Références des lectures du jour :

  • Livre d’Isaïe 60,1-6.
  • Psaume 72(71),1-2.7-8.10-11.12-13.
  • Lettre de saint Paul Apôtre aux Éphésiens 3,2-3a.5-6.
  • Évangile de Jésus-Christ selon saint Matthieu 2,1-12 :

Jésus était né à Bethléem en Judée, au temps du roi Hérode le Grand. Or, voici que des mages venus d’Orient arrivèrent à Jérusalem et demandèrent : « Où est le roi des Juifs qui vient de naître ? Nous avons vu son étoile à l’orient et nous sommes venus nous prosterner devant lui. »
En apprenant cela, le roi Hérode fut bouleversé, et tout Jérusalem avec lui.
Il réunit tous les grands prêtres et les scribes du peuple, pour leur demander où devait naître le Christ.

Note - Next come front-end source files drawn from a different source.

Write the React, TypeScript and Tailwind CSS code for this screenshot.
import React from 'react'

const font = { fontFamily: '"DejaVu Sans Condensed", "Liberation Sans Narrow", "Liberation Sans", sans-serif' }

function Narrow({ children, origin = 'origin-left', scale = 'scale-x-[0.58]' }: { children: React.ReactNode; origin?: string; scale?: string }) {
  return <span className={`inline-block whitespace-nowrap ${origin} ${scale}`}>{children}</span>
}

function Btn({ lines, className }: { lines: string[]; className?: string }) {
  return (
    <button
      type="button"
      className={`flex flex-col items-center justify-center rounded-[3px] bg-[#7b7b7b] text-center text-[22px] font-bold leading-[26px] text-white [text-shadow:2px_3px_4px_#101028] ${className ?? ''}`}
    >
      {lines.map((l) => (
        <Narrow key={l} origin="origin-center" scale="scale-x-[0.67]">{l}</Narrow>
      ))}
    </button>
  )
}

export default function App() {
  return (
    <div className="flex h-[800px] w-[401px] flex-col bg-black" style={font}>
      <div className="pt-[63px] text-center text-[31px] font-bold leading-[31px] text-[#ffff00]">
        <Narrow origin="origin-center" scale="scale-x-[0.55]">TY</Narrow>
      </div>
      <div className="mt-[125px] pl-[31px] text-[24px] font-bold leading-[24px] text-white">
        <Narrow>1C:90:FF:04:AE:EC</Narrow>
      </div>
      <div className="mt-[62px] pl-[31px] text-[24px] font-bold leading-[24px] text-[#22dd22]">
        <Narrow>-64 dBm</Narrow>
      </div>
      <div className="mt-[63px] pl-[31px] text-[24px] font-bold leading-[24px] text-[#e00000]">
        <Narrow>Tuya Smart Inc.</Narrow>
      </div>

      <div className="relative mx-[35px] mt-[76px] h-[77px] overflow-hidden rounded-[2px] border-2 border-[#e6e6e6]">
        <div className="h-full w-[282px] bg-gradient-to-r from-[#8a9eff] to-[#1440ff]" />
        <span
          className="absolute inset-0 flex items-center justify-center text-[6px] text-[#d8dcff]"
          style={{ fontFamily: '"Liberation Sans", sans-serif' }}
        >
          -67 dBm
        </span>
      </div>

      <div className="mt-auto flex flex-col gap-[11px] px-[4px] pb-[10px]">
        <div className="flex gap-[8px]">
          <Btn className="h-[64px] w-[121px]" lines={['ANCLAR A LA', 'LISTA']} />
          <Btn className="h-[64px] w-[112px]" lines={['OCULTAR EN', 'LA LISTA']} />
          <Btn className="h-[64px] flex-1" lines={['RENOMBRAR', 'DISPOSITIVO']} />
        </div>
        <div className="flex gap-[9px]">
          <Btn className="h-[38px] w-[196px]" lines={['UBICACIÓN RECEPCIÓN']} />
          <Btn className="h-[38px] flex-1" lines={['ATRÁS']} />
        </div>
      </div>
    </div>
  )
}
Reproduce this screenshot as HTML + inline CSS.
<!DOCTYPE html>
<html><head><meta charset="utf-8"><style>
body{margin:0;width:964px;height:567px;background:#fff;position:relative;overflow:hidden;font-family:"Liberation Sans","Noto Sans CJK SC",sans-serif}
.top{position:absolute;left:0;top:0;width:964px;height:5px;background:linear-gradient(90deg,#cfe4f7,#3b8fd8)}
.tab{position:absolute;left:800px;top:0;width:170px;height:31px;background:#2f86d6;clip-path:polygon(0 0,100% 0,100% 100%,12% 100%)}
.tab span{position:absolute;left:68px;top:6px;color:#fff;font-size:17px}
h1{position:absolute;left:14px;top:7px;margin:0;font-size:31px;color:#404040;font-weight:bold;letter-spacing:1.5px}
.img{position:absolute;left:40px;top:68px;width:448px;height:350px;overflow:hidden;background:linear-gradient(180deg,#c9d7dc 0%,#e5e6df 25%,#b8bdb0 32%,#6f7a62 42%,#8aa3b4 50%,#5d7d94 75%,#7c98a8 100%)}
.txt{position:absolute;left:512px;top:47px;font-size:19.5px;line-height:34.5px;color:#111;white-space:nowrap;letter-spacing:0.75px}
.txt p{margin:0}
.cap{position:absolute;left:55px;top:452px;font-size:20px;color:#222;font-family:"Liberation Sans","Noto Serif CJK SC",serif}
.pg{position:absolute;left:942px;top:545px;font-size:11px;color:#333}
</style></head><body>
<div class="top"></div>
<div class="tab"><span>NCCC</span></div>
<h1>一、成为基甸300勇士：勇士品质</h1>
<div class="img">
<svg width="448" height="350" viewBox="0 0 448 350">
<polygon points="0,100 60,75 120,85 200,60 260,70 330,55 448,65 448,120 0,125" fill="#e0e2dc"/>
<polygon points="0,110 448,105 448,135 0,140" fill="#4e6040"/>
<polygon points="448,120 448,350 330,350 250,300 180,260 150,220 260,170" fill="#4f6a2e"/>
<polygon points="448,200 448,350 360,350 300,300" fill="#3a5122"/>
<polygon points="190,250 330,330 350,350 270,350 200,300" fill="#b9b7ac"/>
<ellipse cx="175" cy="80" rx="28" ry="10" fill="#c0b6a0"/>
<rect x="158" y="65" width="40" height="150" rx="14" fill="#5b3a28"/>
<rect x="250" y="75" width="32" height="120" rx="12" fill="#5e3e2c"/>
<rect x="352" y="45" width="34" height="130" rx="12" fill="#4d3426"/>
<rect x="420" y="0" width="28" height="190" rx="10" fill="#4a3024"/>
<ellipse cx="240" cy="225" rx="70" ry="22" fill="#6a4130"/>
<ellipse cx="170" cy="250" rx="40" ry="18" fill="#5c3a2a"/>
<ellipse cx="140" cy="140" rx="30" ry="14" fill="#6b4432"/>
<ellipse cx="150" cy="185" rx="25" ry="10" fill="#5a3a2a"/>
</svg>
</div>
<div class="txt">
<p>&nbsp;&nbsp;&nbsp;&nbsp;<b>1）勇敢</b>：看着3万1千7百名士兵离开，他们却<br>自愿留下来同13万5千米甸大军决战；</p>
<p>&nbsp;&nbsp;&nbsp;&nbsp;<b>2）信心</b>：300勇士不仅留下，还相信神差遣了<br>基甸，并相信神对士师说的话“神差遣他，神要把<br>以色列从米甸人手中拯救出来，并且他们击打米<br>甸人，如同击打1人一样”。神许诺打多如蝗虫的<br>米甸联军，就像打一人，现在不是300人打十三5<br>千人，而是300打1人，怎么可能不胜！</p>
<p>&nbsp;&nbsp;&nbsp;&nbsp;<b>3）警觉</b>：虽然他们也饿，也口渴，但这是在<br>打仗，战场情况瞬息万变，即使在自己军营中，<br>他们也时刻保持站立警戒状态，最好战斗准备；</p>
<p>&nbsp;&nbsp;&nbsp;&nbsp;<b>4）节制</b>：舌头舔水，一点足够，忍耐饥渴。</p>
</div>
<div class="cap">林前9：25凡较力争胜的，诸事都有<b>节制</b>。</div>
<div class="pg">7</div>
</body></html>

Ils lui répondirent : « À Bethléem en Judée, car voici ce qui est écrit par le prophète : ‘Et toi, Bethléem, terre de Juda, tu n’es certes pas le dernier parmi les chefs-lieux de Juda, car de toi sortira un chef, qui sera le berger de mon peuple Israël.’ »
Alors Hérode convoqua les mages en secret pour leur faire préciser à quelle date l’étoile était apparue ; puis il les envoya à Bethléem, en leur disant : « Allez vous renseigner avec précision sur l’enfant. Et quand vous l’aurez trouvé, venez me l’annoncer pour que j’aille, moi aussi, me prosterner devant lui. »
Après avoir entendu le roi, ils partirent. Et voici que l’étoile qu’ils avaient vue à l’orient les précédait, jusqu’à ce qu’elle vienne s’arrêter au-dessus de l’endroit où se trouvait l’enfant.
Quand ils virent l’étoile, ils se réjouirent d’une très grande joie.
Ils entrèrent dans la maison, ils virent l’enfant avec Marie sa mère ; et, tombant à ses pieds, ils se prosternèrent devant lui. Ils ouvrirent leurs coffrets, et lui offrirent leurs présents : de l’or, de l’encens et de la myrrhe.
Mais, avertis en songe de ne pas retourner chez Hérode, ils regagnèrent leur pays par un autre chemin.